No hitch for Mitch – Millwall defender has enjoyed dream start to Leyton Orient loan

Alex Mitchell’s loan move to Leyton Orient has gone like a dream and the highly-rated Millwall centre-back is confident he is yet to hit peak form.

The 19-year-old defender is yet to be on the losing side since joining the east London club at the end of August.

Orient, bossed by former Lions chief Kenny Jackett, have won three of the five matches that Mitchell has played in as well as keeping three clean sheets.

When you add in his short stint with Bromley at the back end of last season, the Millwall prospect’s record is just two defeats in 16 matches as a senior pro.

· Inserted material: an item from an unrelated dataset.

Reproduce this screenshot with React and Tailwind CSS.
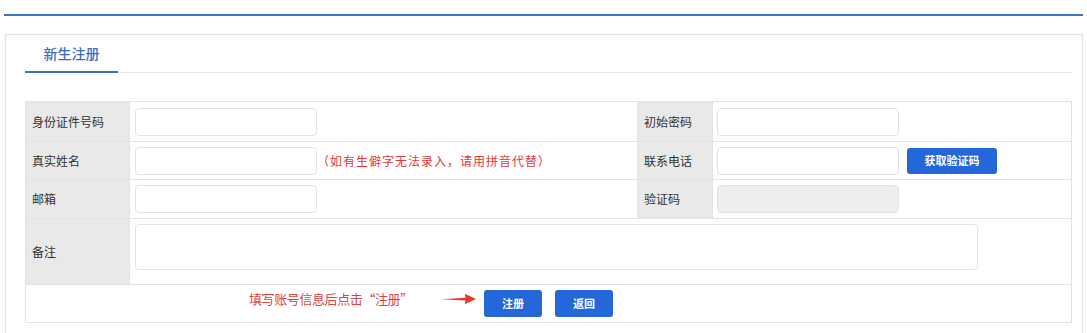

“Being at Bromley last season was a big step up from U23s football and, with respect to them, going into the league is another step up,” said Mitchell, who signed a long-term contract before his latest temporary exit from SE16. “Millwall have been really good with me, in terms of the loans they have given me. They have sent me to the right places and right people.

“I feel like the environment I’ve been put into is the reason why I’ve done well at the moment.”

Jackett had 307 matches as Millwall manager, winning the League One play-offs in 2010. He took the Orient job in May and brought along Joe Gallen, also his assistant when he was at the South London club.

“I got told quite late [in the window] that I was going to go out on loan so before that I had just been concentrating on doing my best at Millwall,” said Mitchell. “I know there were one or two clubs interested. Kenny Jackett had such a good reputation when he was at Millwall and it was a no-brainer really, being in London as well. I’m loving every minute at Orient.

“Kenny has been fantastic. He’s really into small details on the training pitch. Him, Joe Gallen and Matt [Harrold] are really good. A lot of it is tactical and I’m learning a lot. It’s a privilege to do that.

“You’re nervous going into a club but Kenny and Joe made me feel really welcome. They told me just be a defender, that I’m there to win them games from the back – keep clean sheets. Joe said the on-the-ball side will come with the confidence I get from defending, that it will come naturally. That was the main message.”

Mitchell has been called a ‘robot’ and ‘meathead’, but he takes both as a compliment.

“Murray Wallace got called a robot all the time at Millwall because he is such an athletic guy,” said Mitchell. “When we’d do one-v-ones it would be ‘oh the two robots’. It was a nickname that has carried on to Orient, which is quite funny.

“I love it. Same with meathead, it’s what is says on the tin. I head balls. As long as I’m scary to attackers I don’t mind at all.”

Windsor-raised Mitchell had trials with the likes of Brentford, Reading and Wycombe before he was picked up at youth level by the Lions.

He made his Millwall debut as an 80th minute substitute for Daniel Ballard in the EFL Cup victory over Cambridge in August.

“I haven’t actually played that much over 90 minutes,” he said. “I’m only six games in, so I’m not feeling 100 per cent and at full potential yet.

“But I feel I’m getting a consistency of being constantly good – trustworthy and reliable.

“As more games come I’m hoping that momentum will follow it.”

The O’s are second in League Two and look well-placed to be in the promotion mix.

After Bromley were knocked out of the National League play-offs in May, it might be second time lucky for Mitchell to pick up silverware.

“That would be the dream,” he said. “Every day we’re in the gaffer, Joe and all the senior players have just the one target – to get promoted. To have the potential to do that would be a once-in-a-lifetime opportunity that we can’t turn down.

“We’re working so hard every single day. It’s the only thing I’m looking at in this moment. Obviously I am a Millwall player but this season I’m wholeheartedly an Orient player.

“I’m grafting so that when we get to the end of the season and look back that we’re really happy with what we’ve done.”

Millwall manager Gary Rowett admitted he agonised about keeping Mitchell in his first-team squad but eventually decided a greater amount of game minutes lower down the football pyramid would aid his development best.

“The gaffer, Ads [Adam Barrett] and Paul Robinson got it spot on with me,” said Mitchell.

“I was with the first-team for two months straight and I feel not just mentally but physically that has improved me a tremendous amount because I worked technically, I got more powerful and learned little tips and tricks here and there – like what Shaun Hutchinson, Jake Cooper and Alex Pearce do off the pitch. They are where I want to be.

“Rightly so I wasn’t playing because we have such good quality at the club. It was the perfect time for me to go and play men’s football for 90 minutes.”